Indian manufacturing output and sales expanded at the fastest rates in three months in November led by a stronger upturn in factory orders amid cooling inflation.
The seasonally adjusted S&P Global India Manufacturing Purchasing Managers' Index (PMI) rose to 55.7 in November from 55.3 in October, highlighting the strongest improvement in operating conditions for three months. The headline figure was also above its long-run average of 53.7.
A reading above 50 indicates an overall increase in output compared to the previous month.
"India's manufacturing sector continued to perform well in November, besides heightened recession fears elsewhere and a deteriorating outlook for the global economy. It was business as usual for goods producers, who lifted production volumes to the greatest extent in three months amid impressive evidence of demand resilience. New orders and exports expanded markedly in the latest month," says Pollyanna De Lima, economics associate director at S&P Global Market Intelligence.
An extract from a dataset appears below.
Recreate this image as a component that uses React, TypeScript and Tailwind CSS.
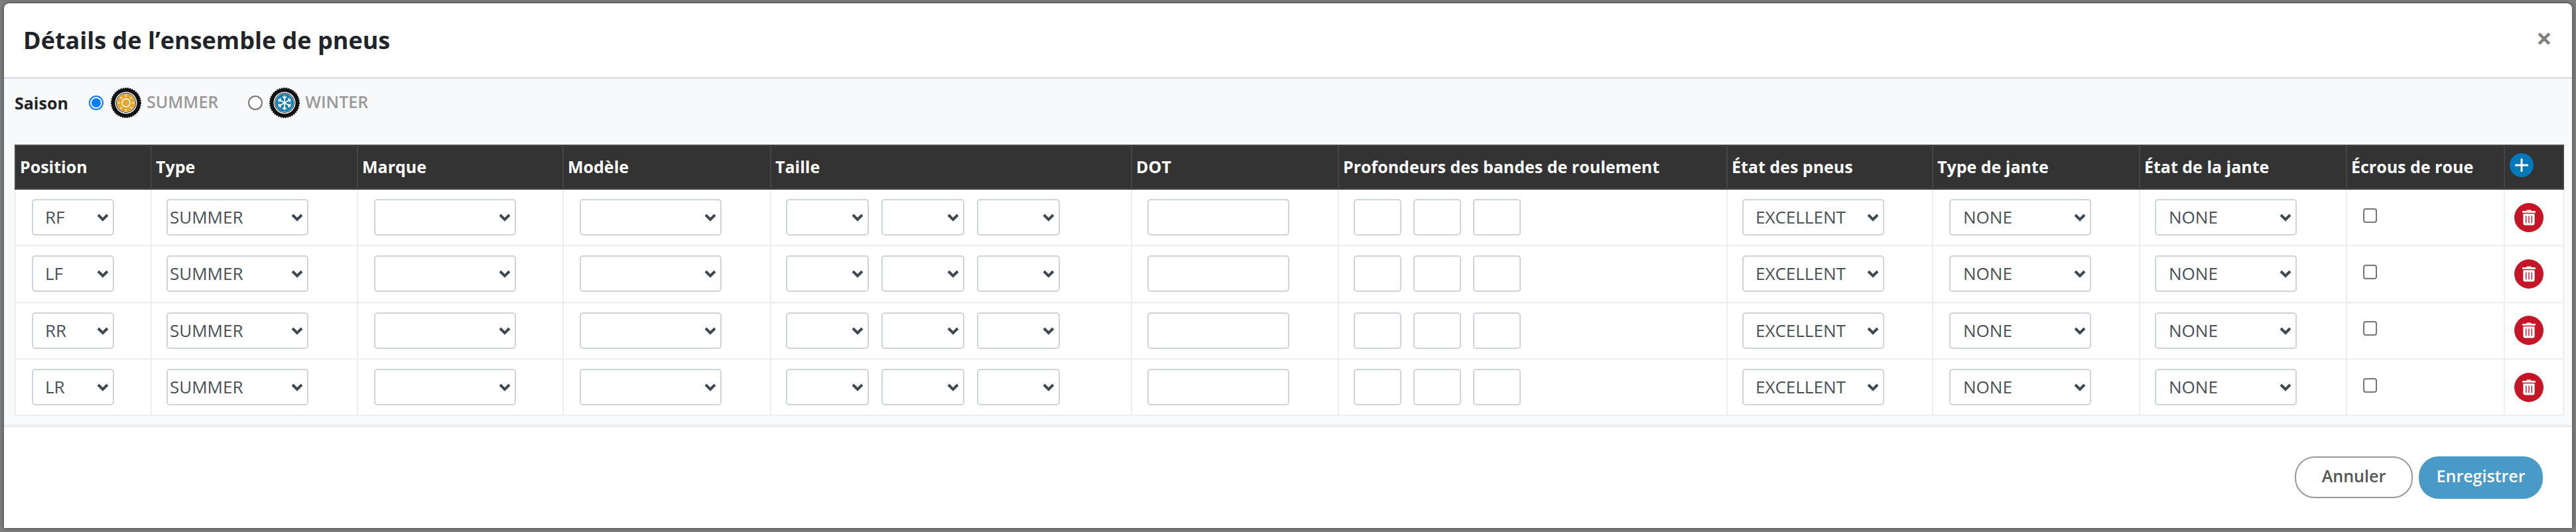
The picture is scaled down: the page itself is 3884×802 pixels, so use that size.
import React from 'react';
import { FaTrashAlt } from 'react-icons/fa';

const columns = [
  { label: 'Position', width: 'w-[205px]' },
  { label: 'Type', width: 'w-[311px]' },
  { label: 'Marque', width: 'w-[310px]' },
  { label: 'Modèle', width: 'w-[313px]' },
  { label: 'Taille', width: 'w-[544px]' },
  { label: 'DOT', width: 'w-[312px]' },
  { label: 'Profondeurs des bandes de roulement', width: 'w-[586px]' },
  { label: 'État des pneus', width: 'w-[310px]' },
  { label: 'Type de jante', width: 'w-[312px]' },
  { label: 'État de la jante', width: 'w-[312px]' },
  { label: 'Écrous de roue', width: 'w-[238px]' },
];

const positions = ['RF', 'LF', 'RR', 'LR'];

function Select({ value = '', className = '' }: { value?: string; className?: string }) {
  return (
    <div className={`relative h-[55px] shrink-0 ${className}`}>
      <select
        defaultValue={value}
        className="h-full w-full appearance-none rounded-[5px] border-2 border-[#ced4da] bg-white text-[26px] text-[#495057] outline-none"
      >
        <option value={value}>{value}</option>
      </select>
      <svg
        viewBox="0 0 18 12"
        className="pointer-events-none absolute right-[8px] top-[22px] h-[12px] w-[18px]"
      >
        <path d="M2 2 L9 9 L16 2" fill="none" stroke="#3f4850" strokeWidth="4" />
      </svg>
    </div>
  );
}

function TextInput({ className = '' }: { className?: string }) {
  return (
    <input
      type="text"
      className={`h-[55px] shrink-0 rounded-[5px] border-2 border-[#ced4da] bg-white outline-none ${className}`}
    />
  );
}

function Tire({ children }: { children: React.ReactNode }) {
  return (
    <svg viewBox="0 0 46 46" className="h-[46px] w-[46px] shrink-0">
      <circle cx="23" cy="23" r="22" fill="#111" />
      <circle cx="23" cy="23" r="22" fill="none" stroke="#111" strokeWidth="2" strokeDasharray="2 1.5" />
      <circle cx="23" cy="23" r="16.5" fill="#fff" />
      <circle cx="23" cy="23" r="15" fill="#111" />
      <circle cx="23" cy="23" r="14" fill="#fff" />
      {children}
    </svg>
  );
}

function SunTire() {
  const rays = [0, 45, 90, 135, 180, 225, 270, 315];
  return (
    <Tire>
      <circle cx="23" cy="23" r="13.5" fill="#e6a52b" />
      <circle cx="23" cy="23" r="6" fill="none" stroke="#fff" strokeWidth="1.6" />
      {rays.map((deg) => (
        <line
          key={deg}
          x1="23"
          y1="14"
          x2="23"
          y2="11"
          stroke="#fff"
          strokeWidth="1.6"
          transform={`rotate(${deg} 23 23)`}
        />
      ))}
    </Tire>
  );
}

function SnowTire() {
  const arms = [0, 60, 120, 180, 240, 300];
  return (
    <Tire>
      <circle cx="23" cy="23" r="13.5" fill="#0f7fb8" />
      {arms.map((deg) => (
        <g key={deg} transform={`rotate(${deg} 23 23)`} stroke="#fff" strokeWidth="1.7" fill="none">
          <line x1="23" y1="23" x2="23" y2="12" />
          <path d="M20 13.5 L23 16.5 L26 13.5" />
        </g>
      ))}
    </Tire>
  );
}

function Radio({ checked }: { checked?: boolean }) {
  return checked ? (
    <span className="flex h-[22px] w-[22px] shrink-0 items-center justify-center rounded-full border-2 border-[#0a7cff] bg-white">
      <span className="h-[14px] w-[14px] rounded-full bg-[#0a7cff]" />
    </span>
  ) : (
    <span className="h-[22px] w-[22px] shrink-0 rounded-full border-2 border-[#767676] bg-white" />
  );
}

function TireRow({ position }: { position: string }) {
  const cell = 'border-2 border-[#eeeeee] p-0 align-middle';
  return (
    <tr className="h-[85.33px]">
      <td className={`${cell} pl-[24px]`}>
        <Select value={position} className="w-[124px] [&_select]:pl-[18px]" />
      </td>
      <td className={`${cell} pl-[22px]`}>
        <Select value="SUMMER" className="w-[214px] [&_select]:pl-[3px]" />
      </td>
      <td className={`${cell} pl-[24px]`}>
        <Select className="w-[214px]" />
      </td>
      <td className={`${cell} pl-[24px]`}>
        <Select className="w-[214px]" />
      </td>
      <td className={`${cell} pl-[22px]`}>
        <div className="flex gap-[19px]">
          <Select className="w-[125px]" />
          <Select className="w-[125px]" />
          <Select className="w-[125px]" />
        </div>
      </td>
      <td className={`${cell} pl-[23px]`}>
        <TextInput className="w-[214px]" />
      </td>
      <td className={`${cell} pl-[22px]`}>
        <div className="flex gap-[18px]">
          <TextInput className="w-[72px]" />
          <TextInput className="w-[72px]" />
          <TextInput className="w-[72px]" />
        </div>
      </td>
      <td className={`${cell} pl-[22px]`}>
        <Select value="EXCELLENT" className="w-[214px] [&_select]:pl-[18px]" />
      </td>
      <td className={`${cell} pl-[24px]`}>
        <Select value="NONE" className="w-[214px] [&_select]:pl-[19px]" />
      </td>
      <td className={`${cell} pl-[22px]`}>
        <Select value="NONE" className="w-[214px] [&_select]:pl-[19px]" />
      </td>
      <td className={`${cell} pl-[24px]`}>
        <input
          type="checkbox"
          className="mb-[6px] block h-[22px] w-[21px] appearance-none rounded-[4px] border-2 border-[#767676] bg-white"
        />
      </td>
      <td className={`${cell} pl-[14px]`}>
        <button className="flex h-[44px] w-[44px] items-center justify-center rounded-full bg-[#c41626] text-white">
          <FaTrashAlt className="h-[24px] w-[20px]" />
        </button>
      </td>
    </tr>
  );
}

export default function App() {
  return (
    <div className="flex h-[802px] w-[3884px] bg-[#7f7f7f] pb-[6px] pl-[6px] pr-[6px] pt-[5px] font-['Open_Sans',sans-serif]">
      <div className="flex w-full flex-col overflow-hidden rounded-tl-[8px] rounded-tr-[8px] bg-white shadow-[0_0_6px_rgba(0,0,0,0.5)]">
        {/* 헤더 */}
        <div className="flex h-[114px] shrink-0 items-center justify-between border-b-[3px] border-[#dee2e6] pl-[29px] pr-[30px]">
          <h2 className="text-[36px] font-bold leading-none text-[#212529]">Détails de l’ensemble de pneus</h2>
          <button className="mb-[8px] text-[42px] font-bold leading-none text-[#808080]">×</button>
        </div>

        {/* 본문 */}
        <div className="flex-1 bg-[#f8f9fa] pl-[16px] pr-[14px]">
          <div className="flex h-[99px] items-center pb-[27px] text-[25px] leading-none">
            <span className="w-[112px] font-bold text-[#212529]">Saison</span>
            <label className="flex items-center">
              <Radio checked />
              <span className="ml-[11px]">
                <SunTire />
              </span>
              <span className="ml-[8px] mb-[4px] font-semibold text-[#999999]">SUMMER</span>
            </label>
            <label className="ml-[45px] flex items-center">
              <Radio />
              <span className="ml-[10px]">
                <SnowTire />
              </span>
              <span className="ml-[8px] mb-[4px] font-semibold text-[#999999]">WINTER</span>
            </label>
          </div>

          <table className="w-[3842px] table-fixed border-collapse bg-white">
            <thead>
              <tr className="h-[66px] bg-[#333333] text-white">
                {columns.map((col) => (
                  <th
                    key={col.label}
                    className={`${col.width} border-2 border-[#454545] pl-[6px] text-left text-[25px] font-bold`}
                  >
                    {col.label}
                  </th>
                ))}
                <th className="w-[89px] border-2 border-[#454545] pb-[6px] pl-[7px] text-left">
                  <span className="flex h-[36px] w-[36px] items-center justify-center rounded-full bg-[#0079ba]">
                    <svg viewBox="0 0 20 20" className="h-[20px] w-[20px]">
                      <path d="M10 1 V19 M1 10 H19" stroke="#fff" strokeWidth="3" strokeLinecap="round" />
                    </svg>
                  </span>
                </th>
              </tr>
            </thead>
            <tbody>
              {positions.map((p) => (
                <TireRow key={p} position={p} />
              ))}
            </tbody>
          </table>
        </div>

        {/* 하단 버튼 */}
        <div className="flex h-[156px] shrink-0 items-start justify-end gap-[9px] border-t-[4px] border-[#eeeeee] pr-[44px] pt-[44px] text-[25px]">
          <button className="h-[63px] w-[178px] rounded-[30px] border-2 border-[#999999] bg-white pb-[4px] font-semibold text-[#555555]">
            Annuler
          </button>
          <button className="h-[64px] w-[187px] rounded-[30px] bg-[#4a9ac7] pb-[4px] font-semibold text-white">
            Enregistrer
          </button>
        </div>
      </div>
    </div>
  );
}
November data highlighted a 17th successive expansion in manufacturing production across India, as companies responded to ongoing increases in new work intakes, the survey says, adding that the upturn in output was sharp, above trend and the strongest since August.
Companies also reported a notable improvement in international demand for their goods, with new export orders expanding at the second-fastest pace since May, says the survey.
"Survey participants were also strongly confident in both the buoyancy of demand for their goods and their ability to further lift production in 2023. The level of positive sentiment recorded in November was the best in nearly eight years," says Lima.
Input cost inflation receded to the joint-weakest rate in 28 months, while charges rose at the slowest pace since February. "Companies were also aided by a substantial cooling of cost pressures in November, a factor that prompted them to purchase more inputs and add to their inventories," Lima adds.
New orders and production rose at quicker rates in the consumer and intermediate goods categories, with slowdowns registered at capital goods makers, says the survey.
"Companies readjusted operating capacities in line with a pick-up in sales. Employment rose solidly, and for the ninth month in a row," it adds.
Despite robust demand for inputs, the rate of cost inflation softened considerably in November. Firms reported higher prices for metals, paper and transportation but noted lower fees for other items, the survey shows.
Subdued cost pressures facilitated a slower increase in output prices. The rate of charge inflation eased to a nine-month low, and was only slight, as 92% of surveyed firms kept their fees unchanged from October.